Bijna 10 procent van de Nederlandse bevolking van 15 jaar of ouder voelde zich in 2024 sterk eenzaam. Dat is vrijwel gelijk aan een jaar eerder, en bijna gelijk aan 2019, het jaar voor de coronapandemie. Toen was ongeveer 9 procent sterk eenzaam. Eenzaamheid komt het vaakst voor onder alleenwonende mensen en ouders in eenoudergezinnen. Dat blijkt uit de nieuwste cijfers uit het onderzoek Sociale samenhang en welzijn van het Centraal Bureau voor de Statistiek (CBS).

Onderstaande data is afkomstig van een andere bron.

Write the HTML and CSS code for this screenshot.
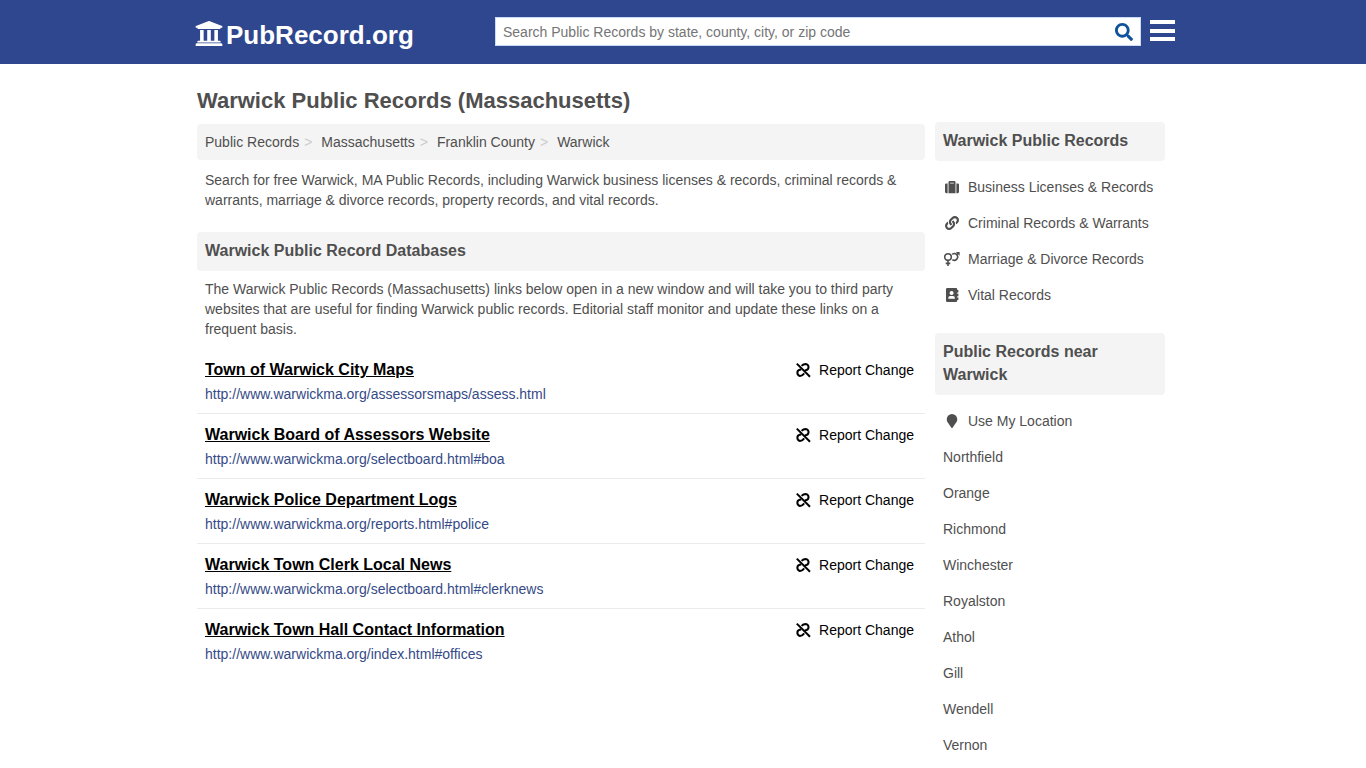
FILE: index.html
```html
<!DOCTYPE html>
<html lang="en">
<head>
<meta charset="utf-8">
<meta name="viewport" content="width=device-width, initial-scale=1">
<title>Warwick Public Records (Massachusetts)</title>
<link rel="stylesheet" href="styles.css">
</head>
<body>
<svg class="sprite" aria-hidden="true">
  <symbol id="i-unlink" viewBox="0 0 16 16"><g fill="none" stroke="currentColor" stroke-width="2"><path d="M1.800 1.600L15 14.800"/><path d="M6.600 3.900C8 2.200 9.300 1.900 10.800 1.900A3.200 3.200 0 0 1 11.600 8L9.800 8.200"/><path d="M6.200 7.400L4.600 7.700A3.200 3.200 0 0 0 5 13.900C7 13.900 8 12.900 9.200 11.300"/></g></symbol>
</svg>
<header class="topbar">
  <div class="shell topbar-inner">
    <a class="brand" href="#">
      <svg class="brand-icon" viewBox="16 32 480 448" aria-hidden="true"><path d="M496 128v16a8 8 0 0 1-8 8h-24v12c0 6.627-5.373 12-12 12H60c-6.627 0-12-5.373-12-12v-12H24a8 8 0 0 1-8-8v-16a8 8 0 0 1 4.941-7.392l232-88a7.996 7.996 0 0 1 6.118 0l232 88A8 8 0 0 1 496 128zm-24 304H40c-13.255 0-24 10.745-24 24v16a8 8 0 0 0 8 8h464a8 8 0 0 0 8-8v-16c0-13.255-10.745-24-24-24zM96 192v192H60c-6.627 0-12 5.373-12 12v20h416v-20c0-6.627-5.373-12-12-12h-36V192h-64v192h-64V192h-64v192h-64V192H96z"/></svg>
      <span>PubRecord.org</span>
    </a>
    <form class="search" role="search">
      <input class="search-input" type="text" aria-label="Search Public Records" placeholder="Search Public Records by state, county, city, or zip code">
      <button class="search-button" type="button" aria-label="Search"><svg viewBox="0 0 512 512" aria-hidden="true"><path d="M505 442.7L405.3 343c-4.500-4.500-10.600-7-17-7H372c27.600-35.300 44-79.700 44-128C416 93.100 322.900 0 208 0S0 93.100 0 208s93.100 208 208 208c48.300 0 92.700-16.400 128-44v16.300c0 6.400 2.500 12.500 7 17l99.700 99.700c9.400 9.400 24.600 9.400 33.900 0l28.300-28.300c9.400-9.400 9.400-24.600.1-34zM208 336c-70.700 0-128-57.200-128-128 0-70.700 57.200-128 128-128 70.700 0 128 57.200 128 128 0 70.700-57.200 128-128 128z"/></svg></button>
    </form>
    <button class="menu-button" type="button" aria-label="Menu"><span></span><span></span><span></span></button>
  </div>
</header>
<div class="shell page">
  <h1 class="page-title">Warwick Public Records (Massachusetts)</h1>
  <div class="columns">
    <main class="main">
      <nav aria-label="Breadcrumb">
        <ol class="breadcrumb">
          <li><a href="#">Public Records</a></li>
          <li><a href="#">Massachusetts</a></li>
          <li><a href="#">Franklin County</a></li>
          <li><a href="#">Warwick</a></li>
        </ol>
      </nav>
      <p class="copy intro">Search for free Warwick, MA Public Records, including Warwick business licenses &amp; records, criminal records &amp; warrants, marriage &amp; divorce records, property records, and vital records.</p>
      <h2 class="heading">Warwick Public Record Databases</h2>
      <p class="copy">The Warwick Public Records (Massachusetts) links below open in a new window and will take you to third party websites that are useful for finding Warwick public records. Editorial staff monitor and update these links on a frequent basis.</p>
      <ul class="records">
        <li class="record">
          <div><a class="record-title" href="#">Town of Warwick City Maps</a><span class="record-url">http://www.warwickma.org/assessorsmaps/assess.html</span></div>
          <a class="report" href="#"><svg aria-hidden="true"><use href="#i-unlink"/></svg>Report Change</a>
        </li>
        <li class="record">
          <div><a class="record-title" href="#">Warwick Board of Assessors Website</a><span class="record-url">http://www.warwickma.org/selectboard.html#boa</span></div>
          <a class="report" href="#"><svg aria-hidden="true"><use href="#i-unlink"/></svg>Report Change</a>
        </li>
        <li class="record">
          <div><a class="record-title" href="#">Warwick Police Department Logs</a><span class="record-url">http://www.warwickma.org/reports.html#police</span></div>
          <a class="report" href="#"><svg aria-hidden="true"><use href="#i-unlink"/></svg>Report Change</a>
        </li>
        <li class="record">
          <div><a class="record-title" href="#">Warwick Town Clerk Local News</a><span class="record-url">http://www.warwickma.org/selectboard.html#clerknews</span></div>
          <a class="report" href="#"><svg aria-hidden="true"><use href="#i-unlink"/></svg>Report Change</a>
        </li>
        <li class="record">
          <div><a class="record-title" href="#">Warwick Town Hall Contact Information</a><span class="record-url">http://www.warwickma.org/index.html#offices</span></div>
          <a class="report" href="#"><svg aria-hidden="true"><use href="#i-unlink"/></svg>Report Change</a>
        </li>
      </ul>
    </main>
    <aside class="side">
      <section>
        <h2 class="heading">Warwick Public Records</h2>
        <ul class="links">
          <li><a href="#"><svg viewBox="0 0 512 512" aria-hidden="true"><path d="M128 480h256V80c0-26.500-21.500-48-48-48H176c-26.500 0-48 21.500-48 48v400zm64-384h128v32H192V96zm320 80v256c0 26.500-21.500 48-48 48h-48V128h48c26.500 0 48 21.500 48 48zM96 480H48c-26.500 0-48-21.500-48-48V176c0-26.500 21.500-48 48-48h48v352z"/></svg>Business Licenses &amp; Records</a></li>
          <li><a href="#"><svg viewBox="0 0 512 512" aria-hidden="true"><path d="M326.612 185.391c59.747 59.809 58.927 155.698.36 214.59-.11.12-.24.25-.36.37l-67.2 67.2c-59.27 59.27-155.699 59.262-214.96 0-59.27-59.26-59.27-155.7 0-214.96l37.106-37.106c9.84-9.84 26.786-3.3 27.294 10.606.648 17.722 3.826 35.527 9.69 52.721 1.986 5.822.567 12.262-3.783 16.612l-13.087 13.087c-28.026 28.026-28.905 73.66-1.155 101.96 28.024 28.579 74.086 28.749 102.325.51l67.2-67.19c28.191-28.191 28.073-73.757 0-101.83-3.701-3.694-7.429-6.564-10.341-8.569a16.037 16.037 0 0 1-6.947-12.606c-.396-10.567 3.348-21.456 11.698-29.806l21.054-21.055c5.521-5.521 14.182-6.199 20.584-1.731a152.482 152.482 0 0 1 20.522 17.197zM467.547 44.449c-59.261-59.262-155.69-59.27-214.96 0l-67.2 67.2c-.12.12-.25.25-.36.37-58.566 58.892-59.387 154.781.36 214.59a152.454 152.454 0 0 0 20.521 17.196c6.402 4.468 15.064 3.789 20.584-1.731l21.054-21.055c8.35-8.35 12.094-19.239 11.698-29.806a16.037 16.037 0 0 0-6.947-12.606c-2.912-2.005-6.64-4.875-10.341-8.569-28.073-28.073-28.191-73.639 0-101.83l67.2-67.19c28.239-28.239 74.3-28.069 102.325.51 27.75 28.3 26.872 73.934-1.155 101.96l-13.087 13.087c-4.35 4.35-5.769 10.79-3.783 16.612 5.864 17.194 9.042 34.999 9.69 52.721.509 13.906 17.454 20.446 27.294 10.606l37.106-37.106c59.271-59.259 59.271-155.699.001-214.959z"/></svg>Criminal Records &amp; Warrants</a></li>
          <li><a href="#"><svg class="wide" viewBox="0 0 18 14" aria-hidden="true"><g fill="none" stroke="currentColor" stroke-width="1.600"><circle cx="5" cy="5" r="3.300"/><path d="M5 8.300V14M2.700 11.400H7.300M9.200 2.400a3.300 3.300 0 1 1 .1 5.200M13.300 3L15.800.900"/></g><path d="M12.800 0H16.600V3.800z"/></svg>Marriage &amp; Divorce Records</a></li>
          <li><a href="#"><svg viewBox="0 0 14 14" aria-hidden="true"><path fill-rule="evenodd" d="M2.200 0H11Q12.200 0 12.200 1.200V12.800Q12.200 14 11 14H2.200Q1 14 1 12.800V1.200Q1 0 2.200 0zM6.600 3a2 2 0 1 0 .01 0zM3.300 10.800H9.900V10Q9.900 7.900 7.900 7.900H5.300Q3.300 7.900 3.300 10zM12.200 2H13.400V4.500H12.200zM12.200 5.700H13.400V8.200H12.200zM12.200 9.400H13.400V11.900H12.200z"/></svg>Vital Records</a></li>
        </ul>
      </section>
      <section>
        <h2 class="heading">Public Records near Warwick</h2>
        <ul class="links">
          <li><a href="#"><svg viewBox="0 0 14 14" aria-hidden="true"><path d="M7 0a5.250 5.250 0 0 1 5.250 5.250C12.250 7.500 11.500 8 7.600 13.700a.750.750 0 0 1-1.200 0C2.500 8 1.750 7.500 1.750 5.250A5.250 5.250 0 0 1 7 0z"/></svg>Use My Location</a></li>
          <li><a href="#">Northfield</a></li>
          <li><a href="#">Orange</a></li>
          <li><a href="#">Richmond</a></li>
          <li><a href="#">Winchester</a></li>
          <li><a href="#">Royalston</a></li>
          <li><a href="#">Athol</a></li>
          <li><a href="#">Gill</a></li>
          <li><a href="#">Wendell</a></li>
          <li><a href="#">Vernon</a></li>
        </ul>
      </section>
    </aside>
  </div>
</div>
</body>
</html>
```
FILE: styles.css
```css
* { box-sizing: border-box; }
body {
  margin: 0;
  background: #fff;
  color: #4f4f4f;
  font: 14px/20px "Liberation Sans", Arial, sans-serif;
}
h1, h2, p, ul, ol { margin: 0; padding: 0; }
ul, ol { list-style: none; }
a { color: inherit; text-decoration: none; }
button { border: 0; padding: 0; background: none; cursor: pointer; }
svg { fill: currentColor; flex: none; }
.sprite { position: absolute; width: 0; height: 0; }

.shell { max-width: 984px; margin: 0 auto; }

.topbar { background: #2e478f; }
.topbar-inner {
  display: flex;
  align-items: center;
  min-height: 64px;
  padding-left: 4px;
}
.brand {
  display: flex;
  align-items: center;
  gap: 3px;
  width: 300px;
  padding-top: 5px;
  color: #fff;
  font-size: 26px;
  font-weight: 700;
  line-height: 30px;
}
.brand-icon { width: 28px; height: 25px; margin-bottom: 2px; }
.search {
  flex: 1;
  display: flex;
  align-items: center;
  height: 29px;
  margin-bottom: 1px;
  padding: 1px 7px 0 0;
  border: 1px solid #c9dcf5;
  background: #fff;
}
.search-input {
  flex: 1;
  min-width: 0;
  padding: 0 7px;
  border: 0;
  outline: 0;
  background: none;
  color: #4f4f4f;
  font: inherit;
}
.search-input::placeholder { color: #757575; opacity: 1; }
.search-button { display: flex; color: #0f529c; }
.search-button svg { width: 18px; height: 18px; }
.menu-button {
  display: flex;
  flex-direction: column;
  justify-content: space-between;
  width: 25px;
  height: 21px;
  margin: 0 0 3px 9px;
}
.menu-button span { width: 100%; height: 4px; background: #fff; }

.page { padding: 23px 10px 20px 6px; }
.page-title { font-size: 22px; line-height: 28px; }
.columns {
  display: flex;
  align-items: flex-start;
  gap: 10px;
  padding-top: 7px;
}
.main { flex: 1; min-width: 0; padding-top: 2px; }
.side { flex: none; width: 230px; display: grid; gap: 20px; }

.breadcrumb {
  display: flex;
  flex-wrap: wrap;
  padding: 8px;
  border-radius: 4px;
  background: #f4f4f4;
}
.breadcrumb li + li::before { content: ">"; padding: 0 9px 0 5px; color: #ccc; }
.copy { padding: 8px; }
.intro { padding: 10px 8px 22px; }
.heading {
  padding: 7px 8px 9px;
  border-radius: 4px;
  background: #f4f4f4;
  font-size: 16px;
  line-height: 23px;
}

.records { padding-top: 2px; }
.record {
  display: flex;
  justify-content: space-between;
  align-items: flex-start;
  padding: 9px 11px 9px 8px;
  border-bottom: 1px solid #ebebeb;
}
.record:last-child { border-bottom: 0; }
.record-title {
  display: table;
  margin-bottom: 2px;
  color: #000;
  font-size: 16px;
  font-weight: 700;
  line-height: 24px;
  text-decoration: underline;
}
.record-url { color: #354a87; }
.report {
  display: flex;
  align-items: center;
  gap: 8px;
  color: #000;
  line-height: 24px;
}
.report svg { width: 16px; height: 16px; }

.links { padding-top: 8px; }
.links a { display: flex; align-items: center; padding: 8px; }
.links svg { width: 14px; height: 14px; margin: 0 9px 0 2px; }
.links .wide { width: 18px; margin: 0 7px 0 0; }
```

In het onderzoek zijn sinds 2019 stellingen opgenomen over eenzaamheid, zoals het ervaren van leegte om zich heen, het missen van mensen, en het gevoel vaak in de steek gelaten te worden. Dit heet emotionele eenzaamheid. Ook vraagt het CBS aan deelnemers of zij mensen om zich heen hebben met wie zij zich verbonden voelen, die ze vertrouwen en waarop ze kunnen terugvallen in geval van narigheid. Als zij dat niet hebben, dan heet dat sociale eenzaamheid. De algehele eenzaamheid is gebaseerd op de stellingen over zowel emotionele als sociale eenzaamheid. 

Sterke eenzaamheidsgevoelens vrijwel terug op niveau van voor corona

Het percentage sterk eenzame mensen in 2024 is, na een toename in 2021, weer bijna gelijk aan 2019. In 2024 kampte, net als in 2023, ongeveer 1 op de 10 mensen van 15 jaar of ouder met sterke eenzaamheidsgevoelens. 30 procent voelt zich enigszins eenzaam en 61 procent voelt zich niet eenzaam. Ook dit verschilt nauwelijks met 2023. Wel waren er in 2024 meer mensen enigszins eenzaam dan in 2019. Ook geeft bijna 61 procent aan zich niet eenzaam te voelen. Dit was in 2019 66 procent.